Up until now, we have been talking about locks that are set at a uniform granularity. The granularity, or size of a lock, is the size of the locked item: a database table, a row, a field of a row. While queries tend to access a whole table, updates often touch a single row or just one field of a row. There would be advantages in a locking scheme that allows transactions to lock at multiple granularities.

Granular locking restricts transactions to a small set of predefined predicates. These predicates form a tree of granularity (table, row, record). At the top of the tree is a predicate that returns the whole database. The next level of a distributed database might be an individual site. The level below that might be a table, below that would be records and finally an individual field.

This type of structure has some useful mathematical properties. For example, if a predicate subsumes another predicate (that is, if all records that satisfy the second predicate also satisfy the first predicate) then it is above the other predicate in the tree. A lock at a higher level of the tree locks all of the records that all of the locks at lower levels of the tree do. A problem would occur if one transaction locked the database at the record level and then another transaction locked the database at a higher level that included that locked record. This would lead to the second transaction being blocked, thus lowering performance. Because of this, when locking is allowed at multiple granularity, a more complicated set of lock modes is used. In addition to shared and exclusive locks, a new type of lock called an intention lock is defined. The idea is that you can set an intention lock at one level, to declare that you intend to set locks at a lower level. Thus, you can set an intention lock at the table level in order to declare that you intend to lock records.

The protocol is to declare an intention lock at every level higher than the one you will use. Thus, to obtain a

SHARE

lock at a record table, the transaction would first declare an intention lock at the database, site, and table levels. Only if all of these are granted is the SHARE
lock requested.

Locking Granularity, Lock Escalation and Hotspots

Locking often starts out at a high level, such as a table level lock.
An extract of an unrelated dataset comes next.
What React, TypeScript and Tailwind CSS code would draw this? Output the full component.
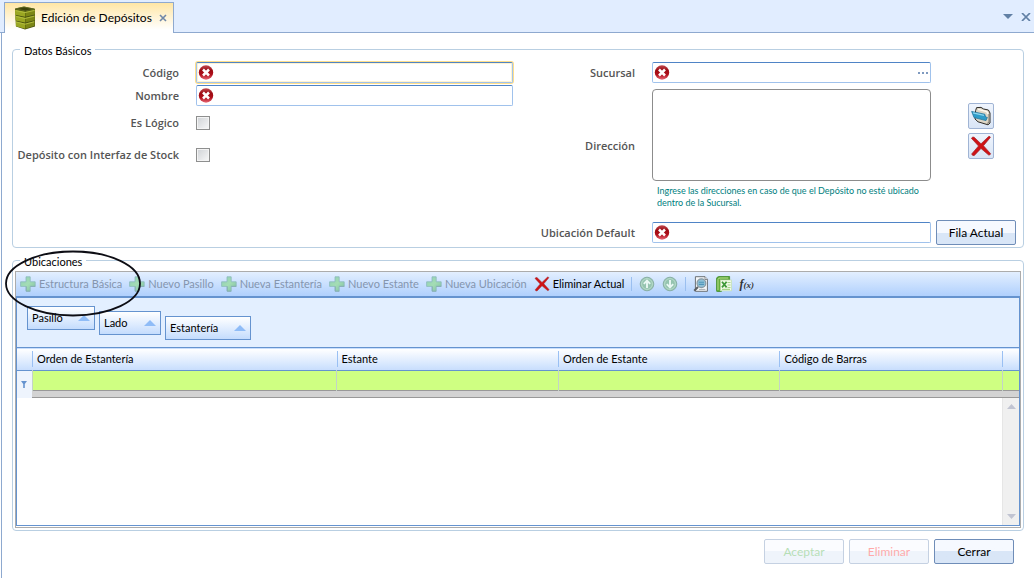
import React from "react";

function ErrorBadge() {
  return (
    <svg className="size-4 shrink-0" viewBox="0 0 16 16" aria-hidden="true">
      <defs>
        <linearGradient id="badge" x1="0" y1="0" x2="0" y2="1">
          <stop offset="0" stopColor="#c04a50" />
          <stop offset="0.35" stopColor="#9c0a12" />
          <stop offset="0.65" stopColor="#b0101c" />
          <stop offset="1" stopColor="#e86a78" />
        </linearGradient>
      </defs>
      <circle cx="8" cy="7.5" r="7.2" fill="url(#badge)" />
      <path d="M5 4.5 L11 10.5 M11 4.5 L5 10.5" stroke="#fff" strokeWidth="2.5" />
    </svg>
  );
}

function PlusIcon() {
  return (
    <svg className="size-4 shrink-0" viewBox="0 0 16 16" aria-hidden="true">
      <defs>
        <linearGradient id="plus" x1="0" y1="0" x2="1" y2="1">
          <stop offset="0" stopColor="#8fcfb8" />
          <stop offset="0.5" stopColor="#a4ddb4" />
          <stop offset="1" stopColor="#7fbfa4" />
        </linearGradient>
      </defs>
      <path
        d="M6 0.8 H10.2 V5.8 H15.2 V10.4 H10.2 V15.2 H6 V10.4 H0.6 V5.8 H6 Z"
        fill="url(#plus)"
        stroke="#8ab9bd"
        strokeWidth="0.8"
      />
      <path d="M6.3 10.4 V15.2 H10.2 M10.2 10.4 H15.2" fill="none" stroke="#86a9b3" strokeWidth="0.8" />
    </svg>
  );
}

function CrossIcon({ className }: { className: string }) {
  return (
    <svg className={className} viewBox="0 0 16 16" aria-hidden="true">
      <path
        d="M1 2.4 Q2 1 3 1.6 L8 6.4 L13.6 1 Q14.6 0.8 14.8 1.8 L9.8 7.8 L15 13.6 Q14.6 14.8 13.6 14.6 L8 9.8 L3 15 Q1.4 15 1.2 13.8 L6.2 8 Z"
        fill="#cf1216"
        stroke="#a0262a"
        strokeWidth="0.5"
      />
    </svg>
  );
}

function ArrowCircle({ down }: { down?: boolean }) {
  return (
    <svg className="size-4 shrink-0" viewBox="0 0 16 16" aria-hidden="true">
      <circle cx="8" cy="8" r="6.8" fill="#95c4b0" stroke="#89b0a6" />
      <circle cx="8" cy="8" r="5.4" fill="none" stroke="#b9dccc" />
      <path
        d={down ? "M8 4 V11.2 M4.8 8.2 L8 11.4 L11.2 8.2" : "M8 12 V4.8 M4.8 7.8 L8 4.6 L11.2 7.8"}
        fill="none"
        stroke="#e9f7f4"
        strokeWidth="1.9"
      />
    </svg>
  );
}

function PreviewIcon() {
  return (
    <svg className="size-4 shrink-0" viewBox="0 0 16 16" aria-hidden="true">
      <path d="M2.4 0.7 H12 L14.4 3.2 V15.3 H2.4 Z" fill="#f6f8fa" stroke="#6c7074" />
      <path d="M12 0.7 V3.5 H14.4" fill="#fff" stroke="#6c7074" strokeWidth="0.8" />
      <circle cx="8.4" cy="7.2" r="4.4" fill="#8fc0d6" stroke="#8a9aa4" strokeWidth="1.2" />
      <path d="M5.8 6.2 H11 M5.8 8.4 H11" stroke="#4f96ba" strokeWidth="1.1" />
      <path d="M5 11 L1.2 14.8" stroke="#5c6064" strokeWidth="2" />
      <path d="M6 13.4 H12.4" stroke="#a9aeb2" />
    </svg>
  );
}

function SheetIcon() {
  return (
    <svg className="size-4 shrink-0" viewBox="0 0 16 16" aria-hidden="true">
      <path d="M3 0.5 H13.6 V4 H5.4 V15.5 H1.2 Q0.4 15.5 0.4 14.5 V3 Q0.6 0.8 3 0.5 Z" fill="#64ad3c" stroke="#3f8a2c" strokeWidth="0.8" />
      <path d="M2 14 V3.6 Q2.2 2 4 2 H12" fill="none" stroke="#b4dd8e" />
      <rect x="4.6" y="4" width="10.8" height="10.8" fill="#f1fae8" stroke="#c4e0b0" strokeWidth="0.7" />
      <path d="M11.5 6.5 H14.5 M11.5 9 H14.5 M11.5 11.5 H14.5 M6 13.3 H14" stroke="#a4d488" strokeWidth="1.2" />
      <path d="M6 5.8 L10.6 11.4 M10.6 5.8 L6 11.4" stroke="#3e9838" strokeWidth="1.8" />
    </svg>
  );
}

function FolderIcon() {
  return (
    <svg className="size-5" viewBox="0 0 20 20" aria-hidden="true">
      <path d="M4.6 4.6 L5.6 1.6 L10 1.4 L12.6 3 L17.4 4 L19 7 V17 L17 18.8 L7 15.8 L4 13 Z" fill="#ddd6c6" stroke="#2e2c28" />
      <path d="M7 3.4 L15.8 5.6 L17 8" fill="none" stroke="#fffaf0" strokeWidth="1.4" />
      <path d="M16.4 17.6 L18 16 V8" fill="none" stroke="#8b867b" strokeWidth="1.2" />
      <path d="M0.6 5.4 L13.8 8.2 L14.6 11 L16.4 11.4 L15 14.6 L3 11.6 Z" fill="#2f9cc8" stroke="#1d6f96" strokeWidth="0.7" />
      <path d="M2 6.8 L13 9.4" stroke="#8fd6ee" strokeWidth="1.2" />
    </svg>
  );
}

function DepotIcon() {
  return (
    <svg className="h-6 w-6 shrink-0" viewBox="0 0 24 24" aria-hidden="true">
      <path d="M2 2.4 L11 0.6 L22 2.8 V20.4 L12 23.4 L3 20.6 Z" fill="#4a5210" />
      <path d="M3 2.8 L11 1 L21 3 L12.4 5 Z" fill="#3c4208" stroke="#717a28" strokeWidth="0.6" />
      <path d="M2 3.8 L12 5.8 V10.8 L2 8.8 Z M2.4 9.6 L12 11.7 V16.6 L2.4 14.5 Z M2.8 15.2 L12 17.4 V22.8 L2.8 20.2 Z" fill="#9aa622" />
      <path d="M12.4 5.8 L22 3.6 V8.4 L12.4 10.8 Z M12.4 11.7 L21.8 9.2 V14.2 L12.4 16.6 Z M12.4 17.4 L21.6 15 V19.8 L12.4 22.8 Z" fill="#7c8614" />
      <path d="M2.6 4.6 L12 6.6 L21.6 4.4 M2.8 10.4 L12 12.5 L21.4 10.2 M3 16 L12 18.2 L21.2 15.8" fill="none" stroke="#b4be40" strokeWidth="0.9" />
    </svg>
  );
}

const labelStyle =
  "justify-self-end whitespace-nowrap font-['Open_Sans','Noto_Sans',sans-serif] text-[11px] leading-4 font-semibold text-[#555]";
const boxStyle =
  "flex h-[21px] items-center rounded-xs border border-[#a0c2ec] border-t-[#4f84c6] bg-white pl-px pr-1";
const inputStyle = "min-w-0 flex-1 bg-transparent pl-1 text-xs outline-none";
const iconButton =
  "flex size-[26px] items-center justify-center rounded-xs border border-[#a0b4d4] bg-linear-to-b from-[#f0f5fd] to-[#d9e5f6]";
const glassButton =
  "h-[25px] w-20 rounded-xs border border-[#6f8db8] bg-linear-to-b from-[#f6f9ff] from-50% to-[#d9e6f7] to-50% text-xs";

function Check({ id, label }: { id: string; label: string }) {
  return (
    <>
      <label htmlFor={id} className={labelStyle}>
        {label}
      </label>
      <input
        id={id}
        type="checkbox"
        className="size-[14px] appearance-none border border-[#8e8f8f] bg-linear-to-br from-[#cfd2d6] to-[#f8f8f8] shadow-[inset_0_0_0_1px_#f4f4f4]"
      />
    </>
  );
}

function ToolButton({ label, icon, disabled }: { label: string; icon: React.ReactNode; disabled?: boolean }) {
  return (
    <button
      type="button"
      disabled={disabled}
      className="flex shrink-0 items-center gap-[3px] text-[11px] leading-4 text-black disabled:text-[#8495ae]"
    >
      {icon}
      {label}
    </button>
  );
}

function GroupChip({ label, className }: { label: string; className: string }) {
  return (
    <button
      type="button"
      className={`flex h-6 items-center justify-between border border-[#6593cf] bg-linear-to-b from-white to-[#c4dcfd] px-1 text-[11px] ${className}`}
    >
      {label}
      <svg className="h-[6px] w-3" viewBox="0 0 12 6" aria-hidden="true">
        <path d="M6 0 L12 6 H0 Z" fill="#8fbcf7" />
      </svg>
    </button>
  );
}

const columns = ["Orden de Estantería", "Estante", "Orden de Estante", "Código de Barras", ""];
const additions = ["Estructura Básica", "Nuevo Pasillo", "Nueva Estantería", "Nuevo Estante", "Nueva Ubicación"];

export default function App() {
  return (
    <div className="relative flex min-h-screen flex-col bg-white font-['Lato','Noto_Sans',sans-serif] text-black">
      <header className="flex h-[33px] items-end justify-between border-b border-[#8ea9cf] bg-[#e1edff] pl-1">
        <div className="-mb-px flex h-[31px] items-center border border-b-0 border-[#8ea9cf] bg-linear-to-b from-[#ffe6a4] to-white to-90% pr-[6px] pl-2">
          <DepotIcon />
          <h1 className="pl-1 text-xs leading-4">Edición de Depósitos</h1>
          <button type="button" aria-label="Cerrar pestaña" className="ml-[7px]">
            <svg className="size-2" viewBox="0 0 8 8" aria-hidden="true">
              <path d="M1 1 L7 7 M7 1 L1 7" stroke="#6f87a8" strokeWidth="1.6" />
            </svg>
          </button>
        </div>
        <div className="flex items-center gap-2 self-center pt-px pr-[3px]">
          <button type="button" aria-label="Lista de pestañas">
            <svg className="h-[5px] w-[10px]" viewBox="0 0 10 5" aria-hidden="true">
              <path d="M0 0 H10 L5 5 Z" fill="#6180a5" />
            </svg>
          </button>
          <button type="button" aria-label="Cerrar">
            <svg className="h-2 w-[10px]" viewBox="0 0 10 8" aria-hidden="true">
              <path d="M1 0 L9 8 M9 0 L1 8" stroke="#6180a5" strokeWidth="1.7" />
            </svg>
          </button>
        </div>
      </header>

      <main className="ml-px flex-1 border-l border-[#8ea9cf] px-[10px] pt-[9px]">
        <fieldset className="rounded-sm border border-[#b9cfe2] px-[7px] pb-[2px]">
          <legend className="px-1 pt-[3px] text-[11px] leading-3">Datos Básicos</legend>
          <div className="grid grid-cols-2 gap-x-[10px] pt-[5px]">
            <div className="grid grid-cols-[159px_1fr] content-start items-center gap-x-[17px]">
              <label htmlFor="codigo" className={labelStyle}>
                Código
              </label>
              <div className={`${boxStyle} relative shadow-[0_0_0_1px_#ffdf8a,inset_0_0_0_1px_#fff3cf]`}>
                <ErrorBadge />
                <input id="codigo" className={inputStyle} />
              </div>
              <div className="col-span-2 h-[2px]" />
              <label htmlFor="nombre" className={labelStyle}>
                Nombre
              </label>
              <div className={boxStyle}>
                <ErrorBadge />
                <input id="nombre" className={inputStyle} />
              </div>
              <div className="col-span-2 h-[9px]" />
              <Check id="logico" label="Es Lógico" />
              <div className="col-span-2 h-4" />
              <Check id="interfaz" label="Depósito con Interfaz de Stock" />
            </div>

            <div className="grid grid-cols-[112px_1fr_80px] items-center">
              <label htmlFor="sucursal" className={labelStyle}>
                Sucursal
              </label>
              <div className={`${boxStyle} mr-[5px] ml-[17px]`}>
                <ErrorBadge />
                <input id="sucursal" className={inputStyle} />
                <button type="button" aria-label="Buscar sucursal" className="-mr-1">
                  <svg className="h-[2px] w-3" viewBox="0 0 12 2" aria-hidden="true">
                    <path d="M0 0 H2 V2 H0 Z M4 0 H6 V2 H4 Z M8 0 H10 V2 H8 Z" fill="#7f9ac0" />
                  </svg>
                </button>
              </div>
              <div />
              <label htmlFor="direccion" className={`${labelStyle} pb-3`}>
                Dirección
              </label>
              <div className="mr-[5px] mb-[11px] ml-[17px] pt-[6px]">
                <textarea
                  id="direccion"
                  className="block h-[92px] w-full resize-none rounded-sm border border-[#8c8c8c] bg-white p-1 text-xs outline-none"
                />
                <p className="pt-1 pl-[5px] text-[9px] leading-3 text-[#008080]">
                  Ingrese las direcciones en caso de que el Depósito no esté ubicado dentro de la Sucursal.
                </p>
              </div>
              <div className="mt-5 ml-8 flex flex-col items-start gap-1 self-start">
                <button type="button" aria-label="Abrir dirección" className={iconButton}>
                  <FolderIcon />
                </button>
                <button type="button" aria-label="Quitar dirección" className={iconButton}>
                  <CrossIcon className="size-[22px]" />
                </button>
              </div>
              <label htmlFor="ubicacion" className={labelStyle}>
                Ubicación Default
              </label>
              <div className={`${boxStyle} mr-[5px] ml-[17px]`}>
                <ErrorBadge />
                <input id="ubicacion" className={inputStyle} />
              </div>
              <button type="button" className={glassButton}>
                Fila Actual
              </button>
            </div>
          </div>
        </fieldset>

        <fieldset className="mt-[5px] rounded-sm border border-[#b9cfe2] px-[2px] pb-[2px]">
          <legend className="ml-[5px] px-1 pt-[3px] text-[11px] leading-3">Ubicaciones</legend>
          <div className="mt-[3px] border border-[#acacac] pb-px">
            <div className="box-content flex h-6 items-center gap-[7px] border-b-2 border-[#6593cf] bg-linear-to-b from-[#e3efff] to-[#b0d0fd] pl-1">
              {additions.map((label) => (
                <ToolButton key={label} label={label} icon={<PlusIcon />} disabled />
              ))}
              <ToolButton label="Eliminar Actual" icon={<CrossIcon className="size-4 shrink-0" />} />
              <div className="h-[14px] w-px bg-[#9abff0]" />
              <button type="button" disabled aria-label="Subir">
                <ArrowCircle />
              </button>
              <button type="button" disabled aria-label="Bajar">
                <ArrowCircle down />
              </button>
              <div className="h-[14px] w-px bg-[#9abff0]" />
              <button type="button" aria-label="Vista previa">
                <PreviewIcon />
              </button>
              <button type="button" aria-label="Exportar">
                <SheetIcon />
              </button>
              <button type="button" className="font-['Liberation_Serif',serif] text-xs leading-4 font-bold text-[#333] italic">
                f<span className="text-[9px]">(x)</span>
              </button>
            </div>

            <div className="border border-t-0 border-[#6593cf]">
              <div className="flex h-[49px] items-start gap-1 bg-[#e3efff] pt-2 pl-[10px]">
                <GroupChip label="Pasillo" className="w-[68px]" />
                <GroupChip label="Lado" className="mt-[5px] w-[62px]" />
                <GroupChip label="Estantería" className="mt-[10px] w-[86px]" />
              </div>
              <table className="w-full table-fixed border-collapse text-left text-[11px]">
                <colgroup>
                  <col className="w-[15px]" />
                  <col className="w-[30.4%]" />
                  <col className="w-[22.1%]" />
                  <col className="w-[22.1%]" />
                  <col />
                  <col className="w-[17px]" />
                </colgroup>
                <thead>
                  <tr className="h-[23px] border-y border-[#6593cf] bg-linear-to-b from-white to-[#c8defd]">
                    <th aria-label="Filtro" className="p-0" />
                    {columns.map((name, i) => (
                      <th key={i} className="p-0 font-normal">
                        <div className="flex h-4 items-center border-l border-[#9ac0f3] pl-1">{name}</div>
                      </th>
                    ))}
                  </tr>
                </thead>
                <tbody>
                  <tr className="h-5">
                    <td rowSpan={2} className="bg-[#eef4fd] p-0">
                      <svg className="mx-auto h-[7px] w-[6px]" viewBox="0 0 6 7" aria-hidden="true">
                        <path d="M0 0 H6 L3.8 3 V7 H2.2 V3 Z" fill="#6593cf" />
                      </svg>
                    </td>
                    {columns.map((_, i) => (
                      <td key={i} className="border-l border-[#c3d3c8] bg-[#cfff82] p-0" />
                    ))}
                  </tr>
                  <tr className="h-[7px]">
                    <td colSpan={5} className="border-y border-[#999] bg-[#d3d3d3] p-0" />
                  </tr>
                </tbody>
              </table>
              <div className="flex h-[127px] justify-end">
                <div className="flex w-[17px] flex-col items-center justify-between border-l border-[#e6e6e6] bg-[#f0f0f0] py-[6px]">
                  <svg className="h-[5px] w-[9px]" viewBox="0 0 9 5" aria-hidden="true">
                    <path d="M4.5 0 L9 5 H0 Z" fill="#c1c4d2" />
                  </svg>
                  <svg className="h-[5px] w-[9px]" viewBox="0 0 9 5" aria-hidden="true">
                    <path d="M0 0 H9 L4.5 5 Z" fill="#c1c4d2" />
                  </svg>
                </div>
              </div>
            </div>
          </div>
        </fieldset>

        <footer className="flex justify-end gap-[5px] pt-2 pr-[10px] pb-3">
          <button type="button" disabled className={`${glassButton} text-[#4cae4c] opacity-40`}>
            Aceptar
          </button>
          <button type="button" disabled className={`${glassButton} text-[#ff2a2a] opacity-40`}>
            Eliminar
          </button>
          <button type="button" className={glassButton}>
            Cerrar
          </button>
        </footer>
      </main>

      <svg className="pointer-events-none absolute top-[250px] left-[5px] h-[67px] w-[137px]" viewBox="0 0 137 67" aria-hidden="true">
        <ellipse cx="68" cy="33.5" rx="67" ry="32" fill="none" stroke="#0d0d14" strokeWidth="1.8" />
      </svg>
    </div>
  );
}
Some systems make page locking available instead. A popular combination is to make both page and record locking available. Coarse-grained locking, such as page locking, is easy to use, but may be plagued by specific items that many transactions try to access (known as hot spots).

An example of a hot spot is a directory listing in a repository. The directory listings are small and many fit on one page; this page could become a hot spot if the directory is frequently searched. When hot spots are a serious problem, a lower-level protocol, such as record-level locking, is required.

Dealing with Deadlocks

As we saw earlier, two threads may be unable to make progress because each is waiting for a lock that the other holds. This is known as deadlock or a deadly embrace. The only way out of a deadlock is for one of the threads to give up a lock. More generally, deadlocks are broken by aborting one or more transactions.

Deadlocks can either be prevented, or allowed to occur and subsequently dealt with. It turns out that the standard locking protocols lead to a small percentage of deadlocks. Also, it is hard to prevent deadlocks in transactional systems, without overly constraining the concurrency allowed. Therefore, deadlocks are usually allowed to occur, but a deadlock detection mechanism is required.

Deadlocks are especially problematic in distributed systems, as the locks are held at individual nodes. There is no easy way for one node on the network to know which locks are held by another node.

There are two techniques in use for deadlock detection. The first is simply to set a timer for the transaction. Any deadlock will cause the transaction to time out and be aborted. This may free up other transactions that were waiting on the locks the aborted transaction was holding. This method is easy to implement, but has the drawback that it may abort transactions that were merely slow, not deadlocked.

The other method is based on creating a data structure called a waits-for graph. The nodes of the graph represent transactions. An edge (straight line between nodes) from transaction 1 to transaction 2 means that transaction 1 is waiting on a lock held by transaction 2, or that transaction 1 is behind transaction 2 on the list of transactions waiting on a data item. Deadlocks are represented by cycles in this graph. Because deadlocks are sparse and most paths in the graph are short, an incremental algorithm is used to search for deadlocks. This algorithm also uses a data structure that lists all of the locks that each transaction is waiting on.

The list of locks is itself protected by semaphores. This kind of deadlock detector is usually run on a periodic basis, which is cheaper than running it each time a lock is added, removed or changed. The algorithm works by visiting each transaction and making a list of all the transactions that it waits on. This process will eventually find a deadlock when the list of transactions that transaction 1 is waiting on includes a transaction whose own such list includes transaction 1.